William Sabine House
9 Academy Green
Syracuse, New York
c. 1816
The Sabines represent a European American family who made the transition from the first generation, who owned people in slavery, to the second generation, who held anti-slavery views.
According to censuses taken by the United States and the State of New York, eleven people lived in slavery in Onondaga County in 1800, fifty in 1810, forty-nine in 1814, and fifty-nine in 1820. (Census of the State of New York for 1855, xx). Most of them lived singly or small groups in European American households. The Sabines represent one such household. In 1810, one African American lived in slavery with this family and one (perhaps the same one) in 1820, a young man between the ages of fourteen and twenty-six. Since the census listed names only of heads of households, we will probably never know the name of this African American.
Unlike most of these early slave-owning families, however, the Sabines also represent a transition toward anti-slavery views. Twin sons, William and Joseph, were born in 1814, and both showed evidences of anti-slavery sentiments.

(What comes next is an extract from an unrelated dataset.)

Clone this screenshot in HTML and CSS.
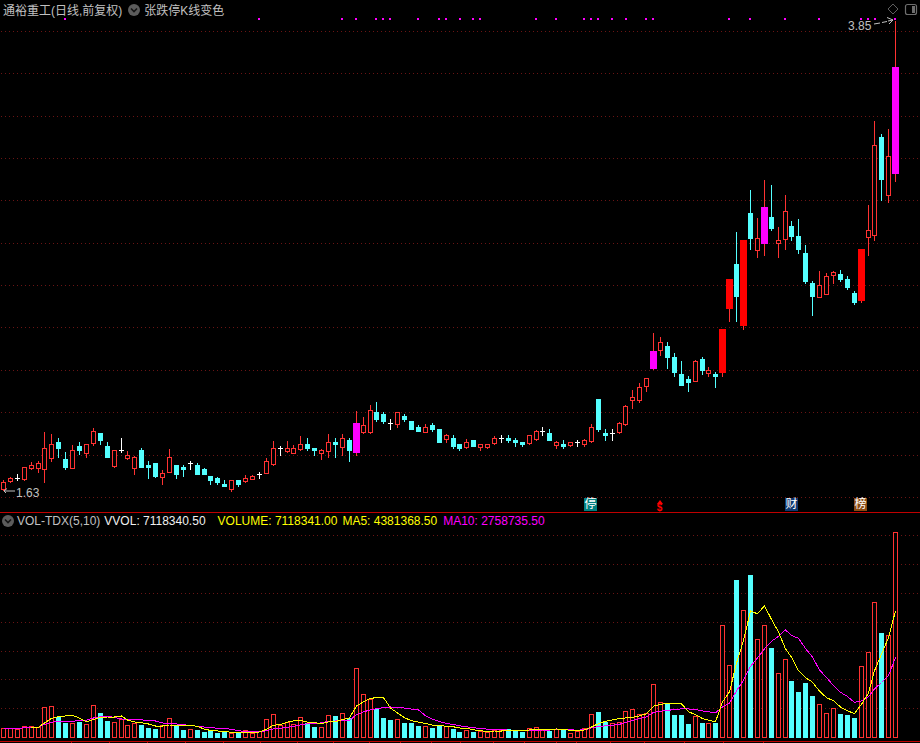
FILE: index.html
```html
<!DOCTYPE html>
<html lang="zh-CN">
<head>
  <meta charset="UTF-8">
  <title>通裕重工 K线</title>
  <link rel="stylesheet" href="styles.css">
</head>
<body>
  <div class="chart-page">
    <div class="panel price-panel">
      <svg class="plot" id="pricePlot" width="920" height="514" shape-rendering="crispEdges"></svg>
      <div class="legend">
        <span class="title">通裕重工(日线,前复权)</span>
        <svg class="toggle" width="12" height="12" viewBox="0 0 12 12">
          <circle cx="6" cy="6" r="6" fill="#5c5c5c"/>
          <path d="M3 4.5 L6 7.5 L9 4.5" fill="none" stroke="#141414" stroke-width="1.6"/>
        </svg>
        <span class="title title-study">张跌停K线变色</span>
      </div>
      <svg class="tools" width="30" height="14" viewBox="0 0 30 14">
        <path d="M5 1 L10 6 L5 11 L0 6 Z" fill="none" stroke="#5e5e5e"/>
        <rect x="17.5" y="1.5" width="11" height="10" rx="2" fill="none" stroke="#6e6e6e" stroke-width="1.2"/>
        <rect x="24" y="3" width="3" height="7" fill="#6e6e6e"/>
      </svg>
      <span class="price-label low-label">1.63</span>
      <span class="price-label high-label">3.85</span>
      <span class="badge badge-halt">停</span>
      <span class="badge badge-money">$</span>
      <span class="badge badge-finance">财</span>
      <span class="badge badge-rank">榜</span>
    </div>
    <div class="panel volume-panel">
      <svg class="plot" id="volumePlot" width="920" height="231" shape-rendering="crispEdges"></svg>
      <div class="legend volume-legend">
        <svg class="toggle" width="12" height="12" viewBox="0 0 12 12">
          <circle cx="6" cy="6" r="6" fill="#5c5c5c"/>
          <path d="M3 4.5 L6 7.5 L9 4.5" fill="none" stroke="#141414" stroke-width="1.6"/>
        </svg>
        <span class="title">VOL-TDX(5,10)</span>
        <span class="vvol">VVOL: 7118340.50</span>
        <span class="vol">VOLUME: 7118341.00</span>
        <span class="ma5">MA5: 4381368.50</span>
        <span class="ma10">MA10: 2758735.50</span>
      </div>
    </div>
  </div>
  <script src="chart.js"></script>
</body>
</html>
```

FILE: styles.css
```css
body {
  margin: 0;
  background-color: #000;
}
.chart-page {
  width: 920px;
  height: 743px;
  background-color: #000;
  overflow: hidden;
  font-family: "Liberation Sans", "Noto Sans CJK SC", sans-serif;
  font-size: 12px;
  color: #c0c0c0;
}
.panel {
  position: relative;
}
.price-panel {
  height: 512px;
}
.volume-panel {
  height: 231px;
}
.plot {
  position: absolute;
  top: 0;
  left: 0;
}
.legend {
  position: relative;
  display: flex;
  align-items: center;
  gap: 6px;
  height: 19px;
  padding-left: 3px;
  white-space: nowrap;
}
.title-study {
  margin-left: -2px;
}
.volume-legend {
  height: 17px;
  padding-left: 2px;
  gap: 0;
}
.volume-legend .title {
  margin-left: 3px;
}
.vvol {
  margin-left: 4px;
  color: #f0f0f0;
}
.vol {
  margin-left: 12px;
  color: #ffff00;
}
.ma5 {
  margin-left: 5px;
  color: #ffff00;
}
.ma10 {
  margin-left: 6px;
  color: #ff00ff;
}
.toggle {
  flex: none;
}
.tools {
  position: absolute;
  top: 3px;
  right: 2px;
}
.price-label {
  position: absolute;
  line-height: 14px;
}
.low-label {
  left: 16px;
  top: 486px;
}
.high-label {
  left: 848px;
  top: 19px;
}
.badge {
  position: absolute;
  top: 498px;
  width: 13px;
  height: 13px;
  line-height: 13px;
  text-align: center;
  color: #fff;
}
.badge-halt {
  left: 584px;
  background-color: #007f7f;
}
.badge-money {
  left: 653px;
  display: flex;
  flex-direction: column;
  align-items: center;
  color: #ff0000;
  font-size: 10px;
  font-weight: bold;
  line-height: 8px;
}
.badge-money::before {
  content: "";
  margin-top: 2px;
  border-left: 3px solid transparent;
  border-right: 3px solid transparent;
  border-bottom: 4px solid #ff0000;
}
.badge-finance {
  left: 785px;
  background-color: #0f3870;
}
.badge-rank {
  left: 854px;
  background-color: #8a4a12;
}
```

FILE: chart.js
```js
// [type, high, bodyTop, bodyBottom, low, volumeTop]
// r hollow red, c cyan, w white doji, d white doji on a down day, m limit magenta, f solid red
const candles = [
  ["r",480,482,489,490,728],["r",477,478,481,482,728],["w",474,478,478,480,729],["r",467,467,479,480,726],
  ["r",462,465,468,469,726],["r",461,463,468,472,727],["r",432,448,469,482,707],["r",434,444,458,461,706],
  ["c",438,442,448,457,717],["c",452,459,467,469,723],["r",445,450,468,468,723],["c",442,446,450,454,722],
  ["r",444,444,453,457,724],["r",428,431,443,445,705],["c",433,433,440,444,713],["c",442,446,457,457,721],
  ["r",450,450,466,467,722],["w",438,450,450,452,719],["r",451,455,458,459,725],["r",456,457,468,474,723],
  ["c",448,450,467,467,725],["c",461,465,467,478,728],["c",463,463,476,477,729],["r",470,473,477,484,725],
  ["r",449,457,472,472,718],["c",465,465,474,478,725],["c",465,467,469,476,730],["w",461,463,463,469,729],
  ["c",463,465,474,474,730],["c",468,469,474,474,732],["c",476,476,480,484,731],["c",477,478,482,484,733],
  ["c",480,484,486,486,732],["r",480,480,489,491,733],["c",480,480,484,486,733],["r",475,478,481,482,730],
  ["r",475,476,479,479,733],["w",472,474,474,478,731],["r",458,461,473,473,719],["r",441,448,464,465,714],
  ["w",446,448,448,455,725],["r",441,448,451,452,722],["r",445,448,453,453,724],["r",436,444,449,450,717],
  ["c",438,444,448,450,723],["c",448,448,450,455,727],["r",449,450,453,459,727],["r",434,442,451,457,715],
  ["c",438,442,444,457,716],["r",434,438,447,455,713],["c",438,440,450,461,718],["m",411,423,453,455,668],
  ["r",417,425,432,433,694],["r",405,410,432,433,699],["c",402,412,419,421,709],["c",412,414,421,423,718],
  ["d",419,423,423,429,720],["r",412,412,424,427,719],["c",414,416,419,421,723],["c",421,421,429,429,723],
  ["c",425,427,431,431,726],["r",424,427,432,432,726],["c",423,425,429,431,728],["c",429,429,442,442,725],
  ["r",434,435,439,442,726],["c",435,438,446,448,729],["c",444,444,448,450,732],["r",439,442,447,448,730],
  ["c",440,440,446,446,732],["r",444,444,447,450,731],["r",444,444,447,448,732],["r",436,438,443,444,730],
  ["w",435,438,438,442,730],["c",435,438,440,442,729],["c",438,440,442,446,731],["c",442,442,444,446,732],
  ["r",435,435,443,444,728],["r",430,431,439,440,727],["w",427,431,431,435,730],["c",429,433,440,440,731],
  ["r",441,442,445,448,729],["c",440,444,446,448,729],["r",442,442,445,446,733],["w",440,442,442,446,731],
  ["r",439,440,444,446,728],["r",424,427,441,442,714],["c",399,399,429,431,712],["c",429,433,435,440,722],
  ["w",429,433,433,440,723],["r",422,423,432,433,722],["r",405,406,424,425,711],["r",390,397,400,408,709],
  ["r",383,387,400,402,714],["r",378,378,386,391,713],["m",333,351,369,369,684],["r",337,342,350,355,702],
  ["c",342,346,357,368,703],["c",353,357,372,376,715],["c",361,374,385,385,715],["c",376,379,382,391,724],
  ["r",360,361,381,381,716],["c",357,359,370,374,723],["r",367,370,373,376,723],["c",372,374,376,387,723],
  ["f",329,329,373,376,625],["f",279,279,309,321,665],["c",232,264,296,321,580],["f",240,240,326,329,610],
  ["c",190,213,238,249,575],["r",218,238,250,257,639],["m",180,207,244,255,625],["c",185,217,228,230,648],
  ["r",227,240,243,257,673],["r",195,211,239,249,659],["c",221,226,236,240,681],["c",219,236,249,253,692],
  ["c",245,253,281,283,683],["c",281,283,296,315,696],["r",271,285,297,297,704],["r",273,276,294,294,713],
  ["r",271,272,275,283,708],["c",270,274,279,281,714],["c",276,279,287,289,715],["c",291,293,302,304,718],
  ["f",249,249,301,302,666],["r",205,230,237,255,652],["r",121,145,235,240,602],["c",134,137,179,200,633],
  ["r",129,156,195,202,635],["m",21,67,174,181,532]
];

const RED = "#ff3232", CYAN = "#54ffff", WHITE = "#ffffff", MAGENTA = "#ff00ff", YELLOW = "#ffff00";
const GRID = "#6a1414", AXIS = "#c00000";
const VOLUME_BASE = 738;

const signalDots = [65,259,342,356,376,383,390,418,439,446,460,473,480,536,556,584,591,598,612,626,646,653,729,750,785,819,861,868,875,895];
const priceGrid = [31,73,116,158,200,243,285,327,370,412,455,497];
const volumeGrid = [535,564,593,622,651,679,708];
const volumeTicks = [71,109,147,185,223,260,297,333,369,400,431,460,493,524,556,576,610,644,684,723,763];

// a gap of 6px instead of 7 comes once every 12 candles
function column(i) {
  return 3 + 7 * i - Math.floor((i + 6) / 12);
}

function rect(x, y, w, h, fill, stroke) {
  if (stroke) {
    return `<rect x="${x + 0.5}" y="${y + 0.5}" width="${w - 1}" height="${h - 1}" fill="#000" stroke="${stroke}"/>`;
  }
  return `<rect x="${x}" y="${y}" width="${w}" height="${h}" fill="${fill}"/>`;
}

function gridLine(y) {
  return `<line x1="1" x2="920" y1="${y + 0.5}" y2="${y + 0.5}" stroke="${GRID}" stroke-dasharray="1 3"/>`;
}

function drawCandle(c, i) {
  const [type, high, top, bottom, low] = c;
  const x = column(i);

  let out = rect(x, high, 1, low - high + 1, type === "w" || type === "d" ? WHITE : (type === "c" ? CYAN : RED));
  if (type === "r") {
    out += rect(x - 2, top, 5, bottom - top + 1, null, RED);
  } else if (type === "c") {
    out += rect(x - 2, top, 5, bottom - top + 1, CYAN);
  } else if (type === "w" || type === "d") {
    out += rect(x - 2, top, 5, 1, WHITE);
  } else {
    out += rect(x - 3, top, 7, bottom - top, type === "f" ? "#ff0000" : MAGENTA);
  }
  return out;
}

function drawBar(c, i, offset) {
  const x = column(i);
  const top = c[5] - offset;
  const h = VOLUME_BASE - c[5];
  const down = c[0] === "c" || c[0] === "d";
  return down ? rect(x - 2, top, 5, h, CYAN) : rect(x - 2, top, 5, h, null, RED);
}

function movingAverage(n, start, offset) {
  const points = [];
  candles.forEach((c, i) => {
    if (i < start) return;
    const win = candles.slice(Math.max(0, i - n + 1), i + 1);
    const sum = win.reduce((total, w) => total + (VOLUME_BASE - w[5]), 0);
    points.push(`${column(i) + 0.5},${(VOLUME_BASE - sum / win.length - offset).toFixed(1)}`);
  });
  return points.join(" ");
}

function drawPrice() {
  let out = priceGrid.map(gridLine).join("");
  out += signalDots.map(x => rect(x - 1, 18, 2, 2, MAGENTA)).join("");
  out += candles.map(drawCandle).join("");
  out += rect(0, 512, 920, 1, AXIS);
  // arrows from the low and high labels to their candles
  out += `<g shape-rendering="auto" fill="none" stroke="#c0c0c0">
    <path d="M15 491 H4 M4 491 L7 488.5 M4 491 L6 493"/>
    <path d="M874 24 L880 23 M882 22.5 L887 21.5 M888 21 L893 20 M887 17.5 L893 20 L889 24"/>
  </g>`;
  document.getElementById("pricePlot").innerHTML = out;
}

function drawVolume() {
  const offset = 512;
  let out = volumeGrid.map(y => gridLine(y - offset)).join("");
  out += candles.map((c, i) => drawBar(c, i, offset)).join("");
  out += `<polyline points="${movingAverage(10, 0, offset)}" fill="none" stroke="${MAGENTA}"/>`;
  out += `<polyline points="${movingAverage(5, 4, offset)}" fill="none" stroke="${YELLOW}"/>`;
  out += rect(0, 741 - offset, 920, 1, AXIS);
  out += volumeTicks.map(x => rect(x, 742 - offset, 1, 1, AXIS)).join("");
  document.getElementById("volumePlot").innerHTML = out;
}

drawPrice();
drawVolume();
```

In 1843, William, who lived in this house, invited William L. Chaplin, abolitionist lecturer, to speak in the front yard, possibly Academy Green. William was also candidate for coroner in Onondaga County on the Friends of Abolition ticket, and he was a founder of the local Republican Party. One obituary noted that he was “early enlisted in the cause of human rights, and acted with the anti-slavery men who engrafted their principles upon the Republican party at its organization.” (Journal, February 19, 1877)
Joseph Sabine became a lawyer in Syracuse and married Margaret Lawrence, the daughter of his law partner. During the rescue of William “Jerry” Henry in October 1851, Joseph Sabine was the U.S. Commissioner in charge of hearing the case. His obituary noted that “although the rescue of the populace was in advance of the Commissioner’s decision of the case, yet we have reason to believe that Mr. Sabine would not have sent “Jerry” back into bondage.” (Journal, June 6, 1874). This judgment echoed contemporary views. Gerrit Smith, for example, noted in the planning meeting in the office of Dr. Hiram Hoyt, that Jerry would very likely be released in any case, but that a public rescue would do much good for the cause.
In 1897, Margaret Lawrence Sabine remembered that she and her husband were both “staunch Abolitionists, rather of what was called the rabid order, but he was also a firm believer in obedience to the laws of his country.”
When he found the captured runaway negro [sic] slave Jerry, was to be tried before him (he being a United States Commissioner) and that the law was plain that he was to be returned to his master, no matter how vile the law was, it was the law, he was greatly disturbed. I can see now the distressed look on his face as he told me (confidentially, for it was a secret) about the matter, ending by saying, “It is cowardly to resign before my first case comes to trial; but what else can I do?” I seemed to have an inspiration, and I said: “Hold on to your commission, let no other man have your place. The trial is a week off, let things stand. Shylock never got his pound of flesh, though the law plainly gave it to him.”
Mr. Sabine never mentioned the subject to me again, and you may be sure I never did to him, but you know women never could keep secrets, and somehow this one leaked out, and the Rev. Mr. May found out the secret, and another Abolitionist whose name I do not remember . . . who was a singer of the anti-slavery songs [probably Charles A. Wheaton]. . . well, he also got hold of that secret. (Sperry)
According to Margaret Sabine, her husband resigned his commission shortly after the rescue of William “Jerry” Henry.
The Sabine house is a brick stepped-gable Federal house with elliptical arches and fanlight on the south end of Academy Green, in the middle of Onondaga Hollow. Built about 1814 or earlier, it remained in the family until 1944. None of the outbuildings survive. A newspaper photograph of a building built by Joshua Forman to house people in slavery, supposedly similar to one on the Sabine farm, exists. Given that only one person lived in slavery with the Sabines, however, it is doubtful that such a building would actually have been used as a dwelling for that African American. (Hardin, 274-5; OHA clipping, n.d.)
Census of the State of New-York for 1855. Albany: Charles Van Benthuysen, 1857.
Gramza, Janet. “House with a Dual History.” Post-Standard, February 16, 2002.
Hardin, Eva Marie. Syracuse Landmarks. Syracuse: Onondaga Historical Association, 1993.
Sperry, Earl. The Jerry Rescue. Syracuse: Onondaga Historical Association, 1924.
Sweet, Atlas of Onondaga County, 1874.
Newspaper articles from files of OHA.
Research in anti-slavery newspapers of the 1840s and 1850s would probably reveal more of William Sabine’s activism, and perhaps more about Joseph and Margaret Sabine, as well. The Liberty Press is on microfilm at the OHA for 1843. The OHA also has copies of the Madison & Onondaga County Abolitionist for the 1840s.